→ **What the exercise asks**: Output the material beneath this task exactly, images excluded.

→ **Dataset section**:
──────

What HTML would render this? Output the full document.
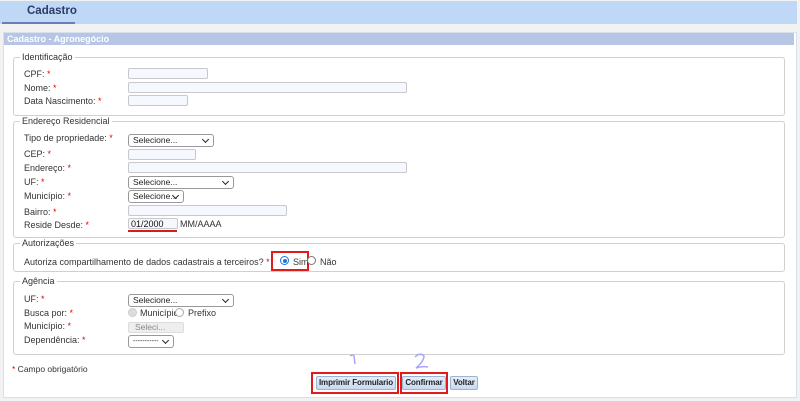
<!DOCTYPE html>
<html><head><meta charset="utf-8"><style>
*{box-sizing:border-box;margin:0;padding:0}
body{width:800px;height:401px;background:#f2f2f2;position:relative;overflow:hidden;font-family:"Liberation Sans",Arial,sans-serif;font-size:9px;color:#333}
.a{position:absolute;white-space:nowrap}
.hdr{left:0;top:1px;width:797px;height:23px;background:#bfd8f5}
.tab{left:27px;top:5px;font-size:11.5px;font-weight:bold;color:#2b3a6b}
.tabline{left:2px;top:22px;width:73px;height:2px;background:#6a7db8}
.panel{left:3px;top:32px;width:794px;height:366px;background:#fff;border:1px solid #d6e0ef}
.title{left:4px;top:33px;width:790px;height:12px;background:#b7c6e4;color:#fff;font-weight:bold;font-size:9px;line-height:12px;padding-left:3px}
.fs{border:1px solid #d0d0d0;border-radius:3px;left:13px;width:772px}
.lg{background:#fff;padding:0 2px;left:20px;font-size:9px;color:#333}
.lb{left:24px}
.r{color:#e00}
.in{border:1px solid #c8c8c8;border-radius:2px;background:#f5f8fe;height:11px}
.sel{border:1px solid #999;border-radius:3px;background:#fff;height:13px;font-size:8.5px;padding-left:4px;line-height:11px;color:#222;overflow:hidden}
.sel:after{content:"";position:absolute;right:5px;top:2px;width:4px;height:4px;border-right:1.5px solid #222;border-bottom:1.5px solid #222;transform:rotate(45deg)}
.btn{border:1px solid #9fb3cf;border-radius:2px;background:linear-gradient(#e4eefa,#c8daf2);font-weight:bold;font-size:8px;color:#222;height:14px;line-height:12px;text-align:center;letter-spacing:-0.1px}
.rb{border:2px solid #e01b1b}
.rad{width:9px;height:9px;border-radius:50%;border:1px solid #777;background:#fff}
</style></head><body>
<div class="a hdr"></div>
<div class="a tab">Cadastro</div>
<div class="a tabline"></div>
<div class="a panel"></div>
<div class="a title">Cadastro - Agronegócio</div>

<div class="a fs" style="top:57px;height:59px"></div>
<div class="a lg" style="top:52px">Identificação</div>
<div class="a lb" style="top:69px">CPF: <span class="r">*</span></div>
<div class="a lb" style="top:83px">Nome: <span class="r">*</span></div>
<div class="a lb" style="top:96px">Data Nascimento: <span class="r">*</span></div>
<div class="a in" style="left:128px;top:68px;width:80px"></div>
<div class="a in" style="left:128px;top:82px;width:279px"></div>
<div class="a in" style="left:128px;top:95px;width:60px"></div>

<div class="a fs" style="top:121px;height:117px"></div>
<div class="a lg" style="top:116px">Endereço Residencial</div>
<div class="a lb" style="top:133px">Tipo de propriedade: <span class="r">*</span></div>
<div class="a lb" style="top:149px">CEP: <span class="r">*</span></div>
<div class="a lb" style="top:163px">Endereço: <span class="r">*</span></div>
<div class="a lb" style="top:177px">UF: <span class="r">*</span></div>
<div class="a lb" style="top:191px">Município: <span class="r">*</span></div>
<div class="a lb" style="top:207px">Bairro: <span class="r">*</span></div>
<div class="a lb" style="top:220px">Reside Desde: <span class="r">*</span></div>
<div class="a sel" style="left:128px;top:134px;width:86px">Selecione...</div>
<div class="a in" style="left:128px;top:149px;width:68px"></div>
<div class="a in" style="left:128px;top:162px;width:279px"></div>
<div class="a sel" style="left:128px;top:176px;width:106px">Selecione...</div>
<div class="a sel" style="left:128px;top:190px;width:56px;padding-right:12px">Selecione...</div>
<div class="a in" style="left:128px;top:205px;width:159px"></div>
<div class="a in" style="left:128px;top:218px;width:50px;font-size:9px;padding-left:2px;line-height:10px;color:#111">01/2000</div>
<div class="a" style="left:128px;top:230px;width:49px;height:2px;background:#d61c1c"></div>
<div class="a" style="left:180px;top:219px">MM/AAAA</div>

<div class="a fs" style="top:243px;height:29px"></div>
<div class="a lg" style="top:238px">Autorizações</div>
<div class="a lb" style="top:257px">Autoriza compartilhamento de dados cadastrais a terceiros? <span class="r">*</span></div>
<div class="a rb" style="left:271px;top:251px;width:38px;height:20px"></div>
<div class="a rad" style="left:280px;top:256px;border-color:#1a73e8"><div style="margin:1.5px;width:4px;height:4px;border-radius:50%;background:#1a73e8"></div></div>
<div class="a" style="left:293px;top:257px">Sim</div>
<div class="a rad" style="left:307px;top:256px"></div>
<div class="a" style="left:320px;top:257px">Não</div>

<div class="a fs" style="top:281px;height:74px"></div>
<div class="a lg" style="top:276px">Agência</div>
<div class="a lb" style="top:294px">UF: <span class="r">*</span></div>
<div class="a lb" style="top:308px">Busca por: <span class="r">*</span></div>
<div class="a lb" style="top:321px">Município: <span class="r">*</span></div>
<div class="a lb" style="top:335px">Dependência: <span class="r">*</span></div>
<div class="a sel" style="left:128px;top:294px;width:106px">Selecione...</div>
<div class="a rad" style="left:128px;top:308px;background:#ddd;border-color:#ccc"></div>
<div class="a" style="left:140px;top:308px">Município</div>
<div class="a rad" style="left:175px;top:308px;border-color:#aaa"></div>
<div class="a" style="left:188px;top:308px">Prefixo</div>
<div class="a" style="left:128px;top:322px;width:56px;height:11px;background:#eee;border:1px solid #ddd;border-radius:2px;color:#888;padding-left:6px;line-height:9px;font-size:8.5px">Seleci...</div>
<div class="a sel" style="left:128px;top:335px;width:46px;font-size:7px">-----------</div>

<div class="a" style="left:12px;top:364px;font-size:8.5px"><span class="r">*</span> Campo obrigatório</div>
<svg class="a" style="left:340px;top:352px" width="100" height="22" viewBox="0 0 100 22">
<path d="M10 4 Q13 2 14 4 L15 12" fill="none" stroke="#a9a5ff" stroke-width="1.5"/>
<path d="M75 5 Q80 0 84 4 Q84 9 76 16 Q82 14 88 15" fill="none" stroke="#a9a5ff" stroke-width="1.5"/>
</svg>
<div class="a rb" style="left:311px;top:372px;width:88px;height:22px"></div>
<div class="a rb" style="left:400px;top:372px;width:48px;height:22px"></div>
<div class="a btn" style="left:316px;top:376px;width:80px">Imprimir Formulario</div>
<div class="a btn" style="left:402px;top:376px;width:44px">Confirmar</div>
<div class="a btn" style="left:450px;top:376px;width:28px">Voltar</div>
</body></html>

──────

→ **Answer to this exercise**:
What HTML would render this? Output the full document.
<!DOCTYPE html>
<html><head><meta charset="utf-8"><style>
*{box-sizing:border-box;margin:0;padding:0}
body{width:800px;height:401px;background:#f2f2f2;position:relative;overflow:hidden;font-family:"Liberation Sans",Arial,sans-serif;font-size:9px;color:#333}
.a{position:absolute;white-space:nowrap}
.hdr{left:0;top:1px;width:797px;height:23px;background:#bfd8f5}
.tab{left:27px;top:5px;font-size:11.5px;font-weight:bold;color:#2b3a6b}
.tabline{left:2px;top:22px;width:73px;height:2px;background:#6a7db8}
.panel{left:3px;top:32px;width:794px;height:366px;background:#fff;border:1px solid #d6e0ef}
.title{left:4px;top:33px;width:790px;height:12px;background:#b7c6e4;color:#fff;font-weight:bold;font-size:9px;line-height:12px;padding-left:3px}
.fs{border:1px solid #d0d0d0;border-radius:3px;left:13px;width:772px}
.lg{background:#fff;padding:0 2px;left:20px;font-size:9px;color:#333}
.lb{left:24px}
.r{color:#e00}
.in{border:1px solid #c8c8c8;border-radius:2px;background:#f5f8fe;height:11px}
.sel{border:1px solid #999;border-radius:3px;background:#fff;height:13px;font-size:8.5px;padding-left:4px;line-height:11px;color:#222;overflow:hidden}
.sel:after{content:"";position:absolute;right:5px;top:2px;width:4px;height:4px;border-right:1.5px solid #222;border-bottom:1.5px solid #222;transform:rotate(45deg)}
.btn{border:1px solid #9fb3cf;border-radius:2px;background:linear-gradient(#e4eefa,#c8daf2);font-weight:bold;font-size:8px;color:#222;height:14px;line-height:12px;text-align:center;letter-spacing:-0.1px}
.rb{border:2px solid #e01b1b}
.rad{width:9px;height:9px;border-radius:50%;border:1px solid #777;background:#fff}
</style></head><body>
<div class="a hdr"></div>
<div class="a tab">Cadastro</div>
<div class="a tabline"></div>
<div class="a panel"></div>
<div class="a title">Cadastro - Agronegócio</div>

<div class="a fs" style="top:57px;height:59px"></div>
<div class="a lg" style="top:52px">Identificação</div>
<div class="a lb" style="top:69px">CPF: <span class="r">*</span></div>
<div class="a lb" style="top:83px">Nome: <span class="r">*</span></div>
<div class="a lb" style="top:96px">Data Nascimento: <span class="r">*</span></div>
<div class="a in" style="left:128px;top:68px;width:80px"></div>
<div class="a in" style="left:128px;top:82px;width:279px"></div>
<div class="a in" style="left:128px;top:95px;width:60px"></div>

<div class="a fs" style="top:121px;height:117px"></div>
<div class="a lg" style="top:116px">Endereço Residencial</div>
<div class="a lb" style="top:133px">Tipo de propriedade: <span class="r">*</span></div>
<div class="a lb" style="top:149px">CEP: <span class="r">*</span></div>
<div class="a lb" style="top:163px">Endereço: <span class="r">*</span></div>
<div class="a lb" style="top:177px">UF: <span class="r">*</span></div>
<div class="a lb" style="top:191px">Município: <span class="r">*</span></div>
<div class="a lb" style="top:207px">Bairro: <span class="r">*</span></div>
<div class="a lb" style="top:220px">Reside Desde: <span class="r">*</span></div>
<div class="a sel" style="left:128px;top:134px;width:86px">Selecione...</div>
<div class="a in" style="left:128px;top:149px;width:68px"></div>
<div class="a in" style="left:128px;top:162px;width:279px"></div>
<div class="a sel" style="left:128px;top:176px;width:106px">Selecione...</div>
<div class="a sel" style="left:128px;top:190px;width:56px;padding-right:12px">Selecione...</div>
<div class="a in" style="left:128px;top:205px;width:159px"></div>
<div class="a in" style="left:128px;top:218px;width:50px;font-size:9px;padding-left:2px;line-height:10px;color:#111">01/2000</div>
<div class="a" style="left:128px;top:230px;width:49px;height:2px;background:#d61c1c"></div>
<div class="a" style="left:180px;top:219px">MM/AAAA</div>

<div class="a fs" style="top:243px;height:29px"></div>
<div class="a lg" style="top:238px">Autorizações</div>
<div class="a lb" style="top:257px">Autoriza compartilhamento de dados cadastrais a terceiros? <span class="r">*</span></div>
<div class="a rb" style="left:271px;top:251px;width:38px;height:20px"></div>
<div class="a rad" style="left:280px;top:256px;border-color:#1a73e8"><div style="margin:1.5px;width:4px;height:4px;border-radius:50%;background:#1a73e8"></div></div>
<div class="a" style="left:293px;top:257px">Sim</div>
<div class="a rad" style="left:307px;top:256px"></div>
<div class="a" style="left:320px;top:257px">Não</div>

<div class="a fs" style="top:281px;height:74px"></div>
<div class="a lg" style="top:276px">Agência</div>
<div class="a lb" style="top:294px">UF: <span class="r">*</span></div>
<div class="a lb" style="top:308px">Busca por: <span class="r">*</span></div>
<div class="a lb" style="top:321px">Município: <span class="r">*</span></div>
<div class="a lb" style="top:335px">Dependência: <span class="r">*</span></div>
<div class="a sel" style="left:128px;top:294px;width:106px">Selecione...</div>
<div class="a rad" style="left:128px;top:308px;background:#ddd;border-color:#ccc"></div>
<div class="a" style="left:140px;top:308px">Município</div>
<div class="a rad" style="left:175px;top:308px;border-color:#aaa"></div>
<div class="a" style="left:188px;top:308px">Prefixo</div>
<div class="a" style="left:128px;top:322px;width:56px;height:11px;background:#eee;border:1px solid #ddd;border-radius:2px;color:#888;padding-left:6px;line-height:9px;font-size:8.5px">Seleci...</div>
<div class="a sel" style="left:128px;top:335px;width:46px;font-size:7px">-----------</div>

<div class="a" style="left:12px;top:364px;font-size:8.5px"><span class="r">*</span> Campo obrigatório</div>
<svg class="a" style="left:340px;top:352px" width="100" height="22" viewBox="0 0 100 22">
<path d="M10 4 Q13 2 14 4 L15 12" fill="none" stroke="#a9a5ff" stroke-width="1.5"/>
<path d="M75 5 Q80 0 84 4 Q84 9 76 16 Q82 14 88 15" fill="none" stroke="#a9a5ff" stroke-width="1.5"/>
</svg>
<div class="a rb" style="left:311px;top:372px;width:88px;height:22px"></div>
<div class="a rb" style="left:400px;top:372px;width:48px;height:22px"></div>
<div class="a btn" style="left:316px;top:376px;width:80px">Imprimir Formulario</div>
<div class="a btn" style="left:402px;top:376px;width:44px">Confirmar</div>
<div class="a btn" style="left:450px;top:376px;width:28px">Voltar</div>
</body></html>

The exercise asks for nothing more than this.